Your education outside the classroom is just as important as the learning that takes place inside the classroom.
In addition to exploring on-campus research opportunities, we encourage you to seek out internships and part-time jobs that will give you a competitive edge as a job candidate or applicant to a graduate program. Internships vary and may be for credit, for pay, or a combination of both. Your biology advisor, the main biology office, and the Center for Career Development are excellent sources of information and you are encouraged to contact them and discuss your interests and options.
You can also join one of several student organizations to gain leadership experience, make new friends, and build a network of people with similar interests. The Center for Student Involvement lists the 300+ UWM student organizations. The following organizations are very popular with our majors:
- American Society of Microbiology, Student Chapter
- American Medical Student Association
- Conservation Club
- Pre-Dental Club
- Pre-Physician Assistant Association
- Pre-Optometry Club
- Pre-Veterinarian Club
What about after college?
We are often asked what types of jobs our alumni get after graduation. The answer is every type of job imaginable.
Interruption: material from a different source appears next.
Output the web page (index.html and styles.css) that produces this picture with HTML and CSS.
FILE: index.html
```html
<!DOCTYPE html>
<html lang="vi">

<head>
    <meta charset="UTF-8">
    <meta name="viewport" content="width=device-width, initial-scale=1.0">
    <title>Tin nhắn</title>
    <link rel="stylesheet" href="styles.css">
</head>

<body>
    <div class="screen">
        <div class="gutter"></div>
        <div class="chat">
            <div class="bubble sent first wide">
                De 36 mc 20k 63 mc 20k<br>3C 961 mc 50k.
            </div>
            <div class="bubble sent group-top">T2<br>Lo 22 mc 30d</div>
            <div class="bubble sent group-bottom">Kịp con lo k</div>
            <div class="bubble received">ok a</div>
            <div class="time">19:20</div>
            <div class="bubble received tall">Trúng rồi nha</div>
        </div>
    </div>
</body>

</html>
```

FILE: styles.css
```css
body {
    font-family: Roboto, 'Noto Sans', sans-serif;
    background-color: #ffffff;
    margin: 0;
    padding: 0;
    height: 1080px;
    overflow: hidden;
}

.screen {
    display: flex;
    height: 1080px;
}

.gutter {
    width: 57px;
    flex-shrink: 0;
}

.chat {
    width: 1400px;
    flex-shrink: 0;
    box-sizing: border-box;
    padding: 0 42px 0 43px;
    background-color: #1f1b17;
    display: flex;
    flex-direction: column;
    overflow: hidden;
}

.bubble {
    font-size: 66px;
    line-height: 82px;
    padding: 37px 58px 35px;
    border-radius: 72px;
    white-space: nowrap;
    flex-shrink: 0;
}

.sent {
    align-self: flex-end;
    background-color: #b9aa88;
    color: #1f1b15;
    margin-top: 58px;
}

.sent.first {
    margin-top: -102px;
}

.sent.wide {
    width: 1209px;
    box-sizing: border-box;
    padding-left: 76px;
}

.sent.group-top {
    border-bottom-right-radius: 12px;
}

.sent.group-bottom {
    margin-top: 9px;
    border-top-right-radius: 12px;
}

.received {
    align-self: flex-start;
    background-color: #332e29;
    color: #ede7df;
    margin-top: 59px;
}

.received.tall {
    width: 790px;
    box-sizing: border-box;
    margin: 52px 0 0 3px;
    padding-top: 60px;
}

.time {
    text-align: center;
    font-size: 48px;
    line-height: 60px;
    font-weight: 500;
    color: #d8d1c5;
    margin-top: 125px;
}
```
Some have pursued a graduate or professional degree and are working as researchers, scientists, doctors, pharmacists, marine biologists, and genetic counselors.
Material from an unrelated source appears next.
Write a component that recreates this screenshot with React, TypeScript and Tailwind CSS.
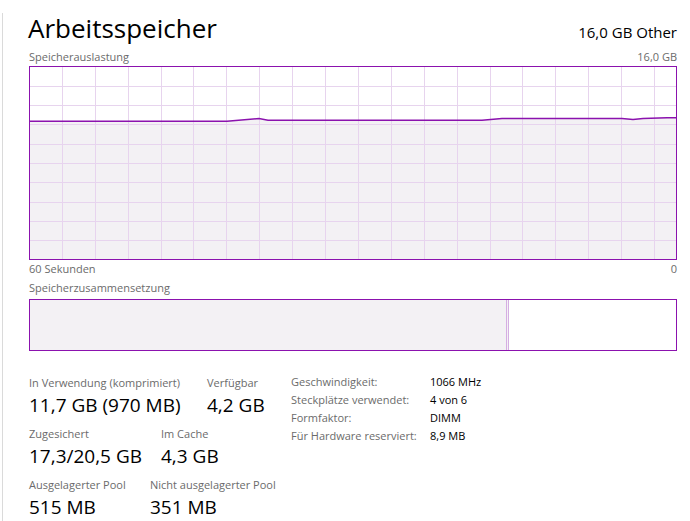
import React from "react";

const PURPLE = "#8b12ae";
const GRID = "#e7d4ee";
const FILL = "#f3f1f4";

const vx = [33, 66, 99, 132, 164, 197, 230, 263, 296, 329, 362, 395, 428, 461, 493, 526, 559, 592, 625];
const hy = [20, 39, 58, 78, 97, 116, 136, 155, 174];
const pts: [number, number][] = [
  [0, 55.2],
  [198, 55.2],
  [230, 52.6],
  [239, 54.2],
  [453, 54.2],
  [473, 52.6],
  [593, 52.6],
  [604, 53.4],
  [614, 52.6],
  [638, 51.8],
  [648, 51.8],
];

function Chart() {
  const line = pts.map((p) => p.join(",")).join(" ");
  const area = line + " 648,194 0,194";
  return (
    <svg width={648} height={194} viewBox="0 0 648 194" className="block">
      <rect x={0} y={0} width={648} height={194} fill="#ffffff" />
      <polygon points={area} fill={FILL} />
      {vx.map((x) => (
        <line key={"v" + x} x1={x + 0.5} y1={0} x2={x + 0.5} y2={194} stroke={GRID} strokeWidth={1} />
      ))}
      {hy.map((y) => (
        <line key={"h" + y} x1={0} y1={y + 0.5} x2={648} y2={y + 0.5} stroke={GRID} strokeWidth={1} />
      ))}
      <polyline points={line} fill="none" stroke={PURPLE} strokeWidth={1.5} />
      <rect x={0.5} y={0.5} width={647} height={193} fill="none" stroke={PURPLE} strokeWidth={1} />
    </svg>
  );
}

function Stat({ label, value }: { label: string; value: string }) {
  return (
    <div className="flex flex-col">
      <div className="text-[11px] leading-[15px] text-[#6b6b6b] whitespace-nowrap">{label}</div>
      <div className="mt-[3px] text-[19px] leading-[24px] text-black whitespace-nowrap">{value}</div>
    </div>
  );
}

export default function App() {
  return (
    <div className="w-[690px] h-[521px] bg-white overflow-hidden flex font-['Open_Sans','Noto_Sans',sans-serif]">
      <div className="w-[2px] shrink-0" />
      <div className="w-px shrink-0 mt-[13px] bg-[#dadada]" />
      <div className="ml-[26px] w-[648px] shrink-0 flex flex-col pt-[14px]">
        <div className="flex justify-between items-baseline h-[28px]">
          <div className="text-[26px] leading-[28px] text-black -ml-px">Arbeitsspeicher</div>
          <div className="text-[15px] leading-[28px] text-black">16,0 GB Other</div>
        </div>
        <div className="mt-[7px] flex justify-between text-[11px] leading-[15px] text-[#6b6b6b]">
          <span>Speicherauslastung</span>
          <span>16,0 GB</span>
        </div>
        <div className="mt-[2px]">
          <Chart />
        </div>
        <div className="mt-[1px] flex justify-between text-[11px] leading-[15px] text-[#6b6b6b]">
          <span>60 Sekunden</span>
          <span>0</span>
        </div>
        <div className="mt-[4px] text-[11px] leading-[15px] text-[#6b6b6b]">Speicherzusammensetzung</div>
        <div className="mt-[4px] h-[52px] border border-[#8b12ae] flex">
          <div className="w-[477px] bg-[#f3f1f4] border-r border-[#d5aee2]" />
          <div className="w-[2px] bg-[#f3f1f4] border-r border-[#d5aee2]" />
          <div className="flex-1 bg-white" />
        </div>
        <div className="mt-[21px] flex items-start">
          <div className="w-[262px] shrink-0 pt-[3px] flex flex-col">
            <div className="flex">
              <div className="w-[178px] shrink-0">
                <Stat label="In Verwendung (komprimiert)" value="11,7 GB (970 MB)" />
              </div>
              <Stat label="Verfügbar" value="4,2 GB" />
            </div>
            <div className="mt-[9px] flex">
              <div className="w-[132px] shrink-0">
                <Stat label="Zugesichert" value="17,3/20,5 GB" />
              </div>
              <Stat label="Im Cache" value="4,3 GB" />
            </div>
            <div className="mt-[9px] flex">
              <div className="w-[121px] shrink-0">
                <Stat label="Ausgelagerter Pool" value="515 MB" />
              </div>
              <Stat label="Nicht ausgelagerter Pool" value="351 MB" />
            </div>
          </div>
          <div className="pt-[1px] grid grid-cols-[139px_auto] text-[11px] leading-[18px]">
            <div className="text-[#6b6b6b]">Geschwindigkeit:</div>
            <div className="text-black">1066 MHz</div>
            <div className="text-[#6b6b6b]">Steckplätze verwendet:</div>
            <div className="text-black">4 von 6</div>
            <div className="text-[#6b6b6b]">Formfaktor:</div>
            <div className="text-black">DIMM</div>
            <div className="text-[#6b6b6b]">Für Hardware reserviert:</div>
            <div className="text-black">8,9 MB</div>
          </div>
        </div>
      </div>
    </div>
  );
}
Many of our alumni with a BS degree in Biological Sciences or Microbiology have jobs as crime scene investigation, forestry and park service, hands-on laboratory work, sustainability programming, botany, wildlife management, healthcare support, food safety, public health, and much more. Others apply their bachelor’s degrees in settings that you may not have thought of: manufacturing research and development, consumer product development including food and beverage, medical illustration and science writing, and national security.